マイクを握った作家で法政大学教授の中沢けいさんは「安倍さんは即刻退陣するべきだ。自民党の二階俊博幹事長が総裁選の結果は出ていると言った。これは総裁選が出来レースと言ったのも同じで正当性を疑う。政治家は街頭で市民の表情を見て民意を知るものだが、街頭演説ができない首相・総裁を初めて見た。そして、これまでの災害対応での失態は数えきれない。もっと早く対応していれば助かった命もあったはずだ。もう、首相に向いていないとしか言いようがない」などと指摘した上で、「こんな首相も自民党総裁もいまだかつていない。こういう人が行政の長でいいのか。警察や自衛隊のトップでいいのか。恥知らずとしか言えない」と酷評した。

小雨となった終盤には、大学生らがマイクを握り、総裁選後に予想される「安倍改憲」の問題点を指摘。憲法改悪は絶対に阻止しなくてはいけないと訴え、「憲法守れ」「安倍晋三は今すぐヤメロ」と声を響かせた。

40代の女性は「嘘・欺瞞・横暴・強行採決の安倍政権は“政治災害”だ。継続だなんて信じられない」と怒りも露わに話した。60代の男性も「9条改憲は不要だと言っていた岸田文雄政調会長が、安倍首相にすり寄り、総裁選に出なかった。自民党ではだめなんだ。9条をしっかり守れる政権が必要だ」と話した。

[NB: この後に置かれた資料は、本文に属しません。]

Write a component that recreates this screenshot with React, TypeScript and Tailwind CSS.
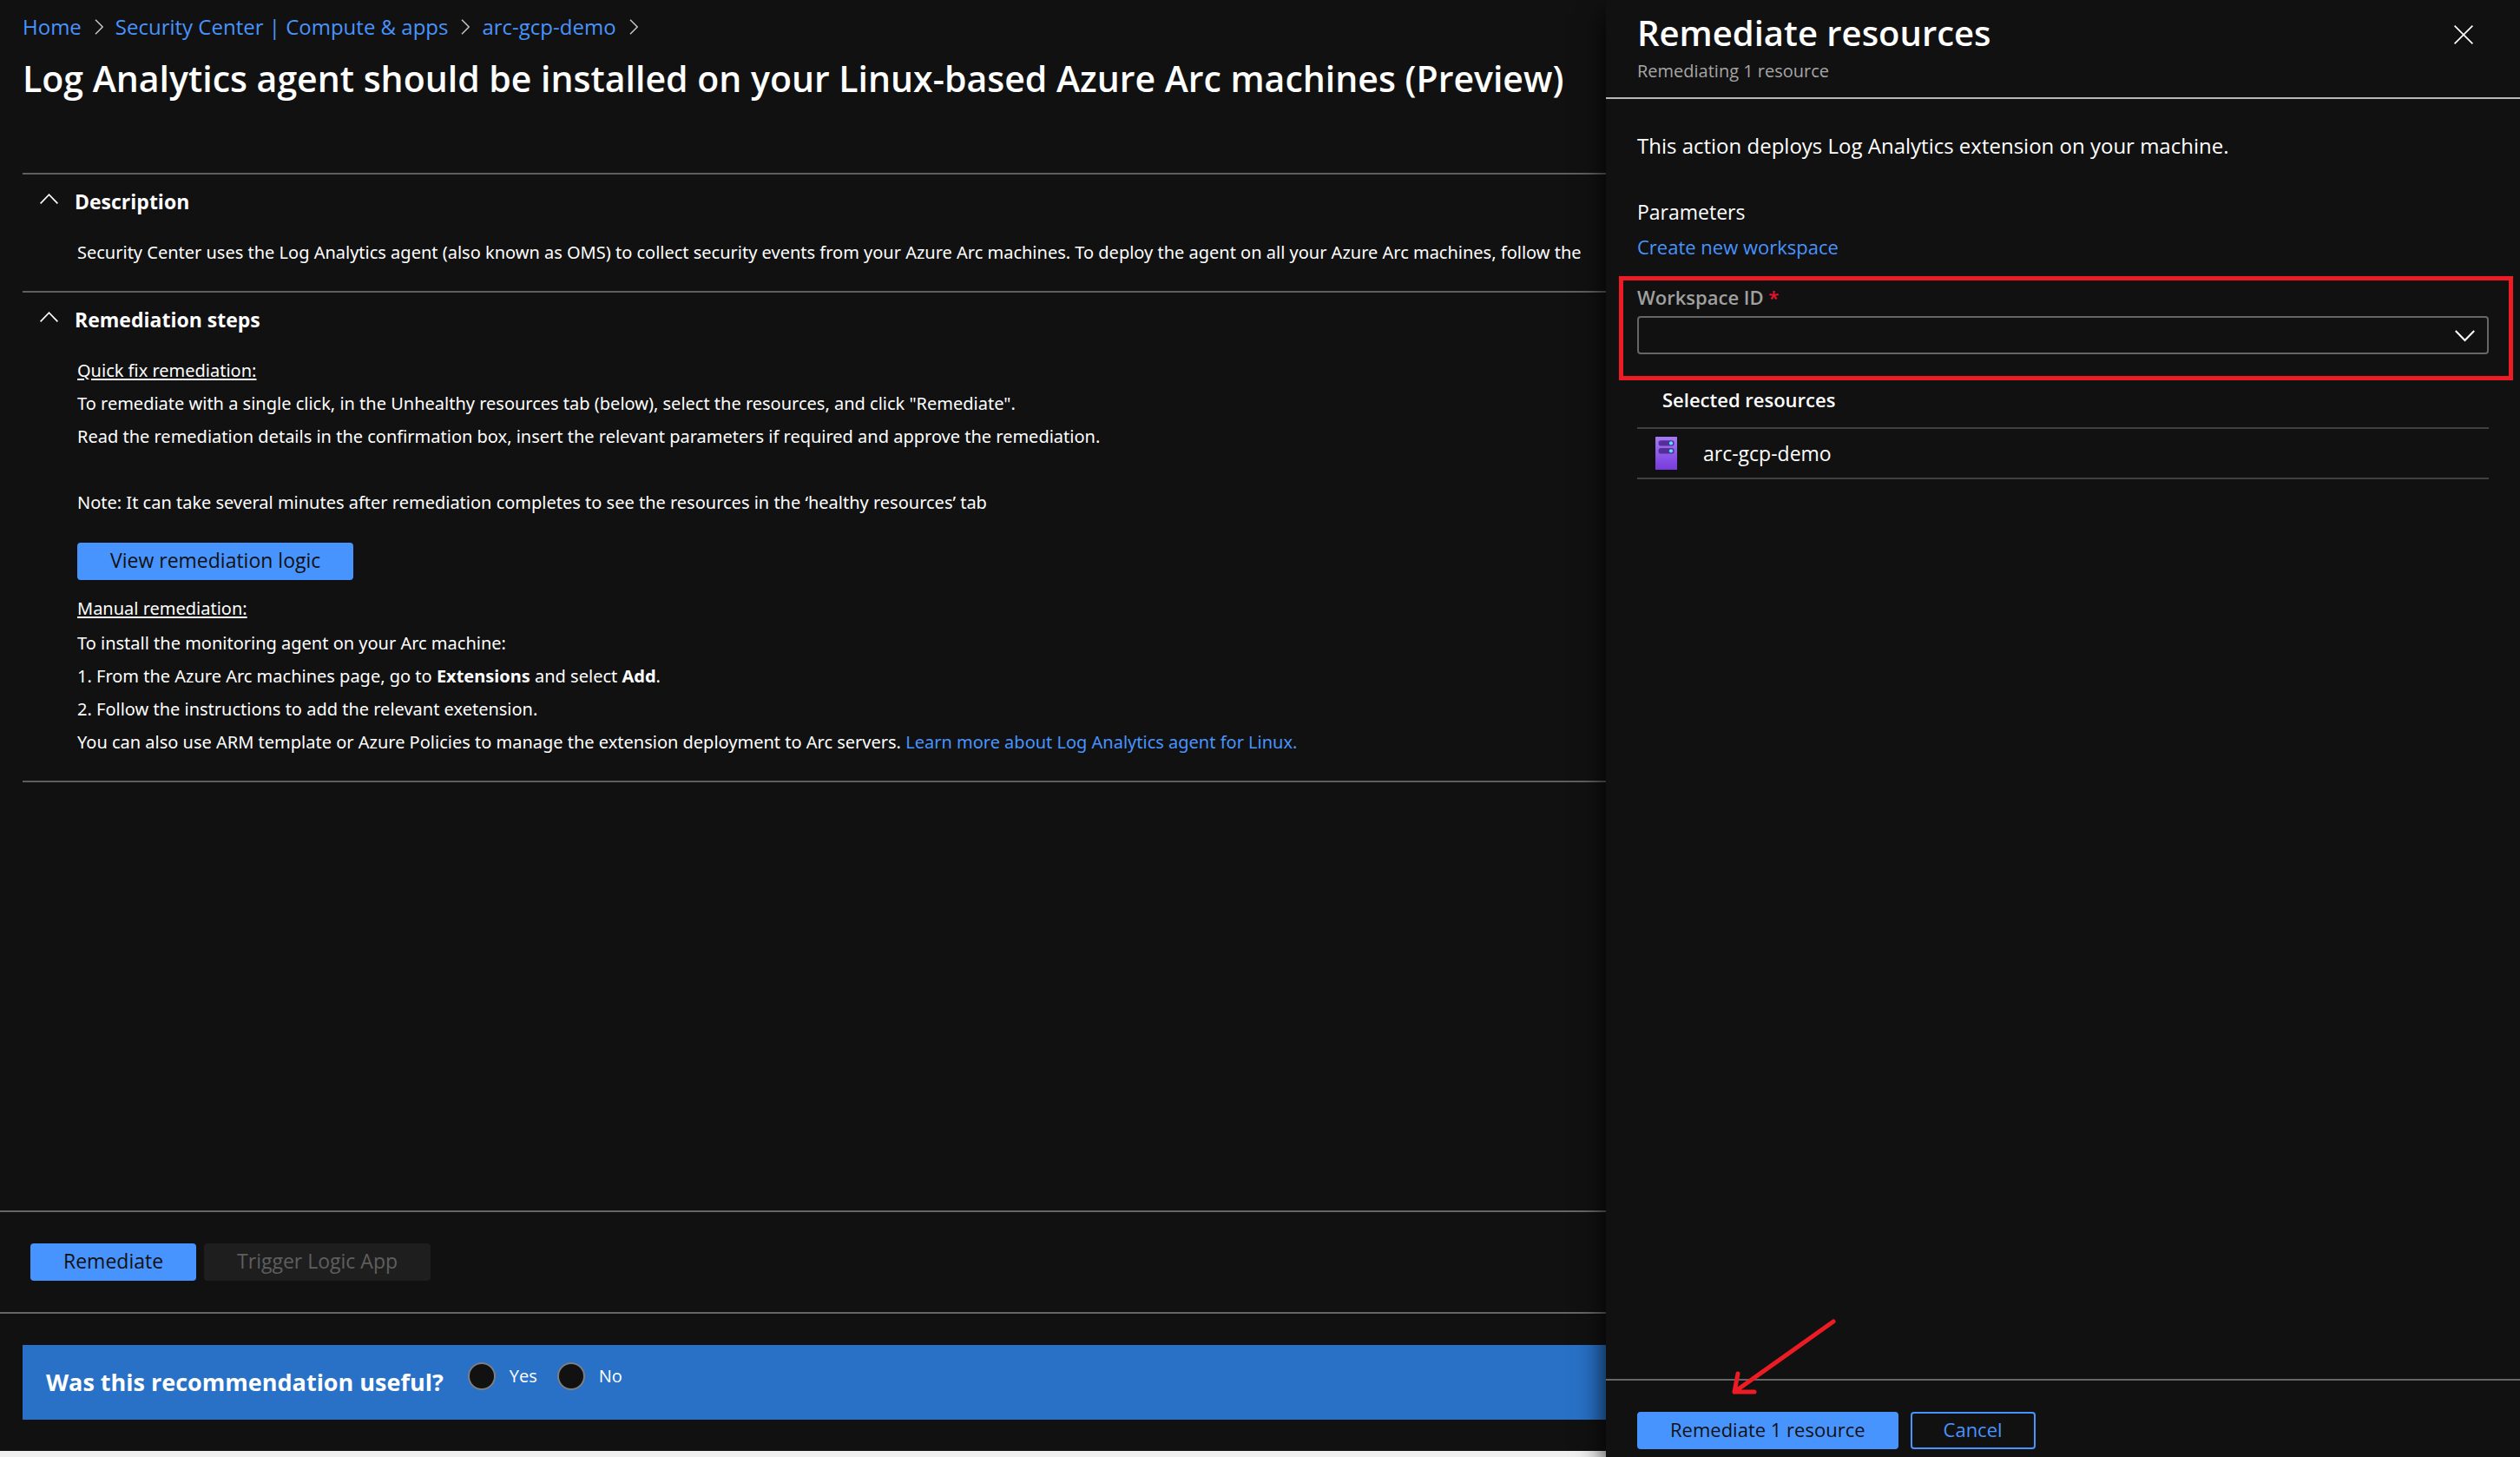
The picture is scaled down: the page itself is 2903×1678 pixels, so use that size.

参加者らと警官隊の揉み合いもあった。警察が会場近隣の地下鉄駅の出入口2カ所と歩道を封鎖し、集会に来た人たちを足止めしたからだ。幾重にも隊列を組み、参加者の通行を妨げる警官隊に向けて「道空けろ!」の連呼のなか「総裁選を前に安倍政権に忖度か、恥を知れ」などの怒号が飛んだ。歩道には余裕があり、どう見ても過剰警備だった。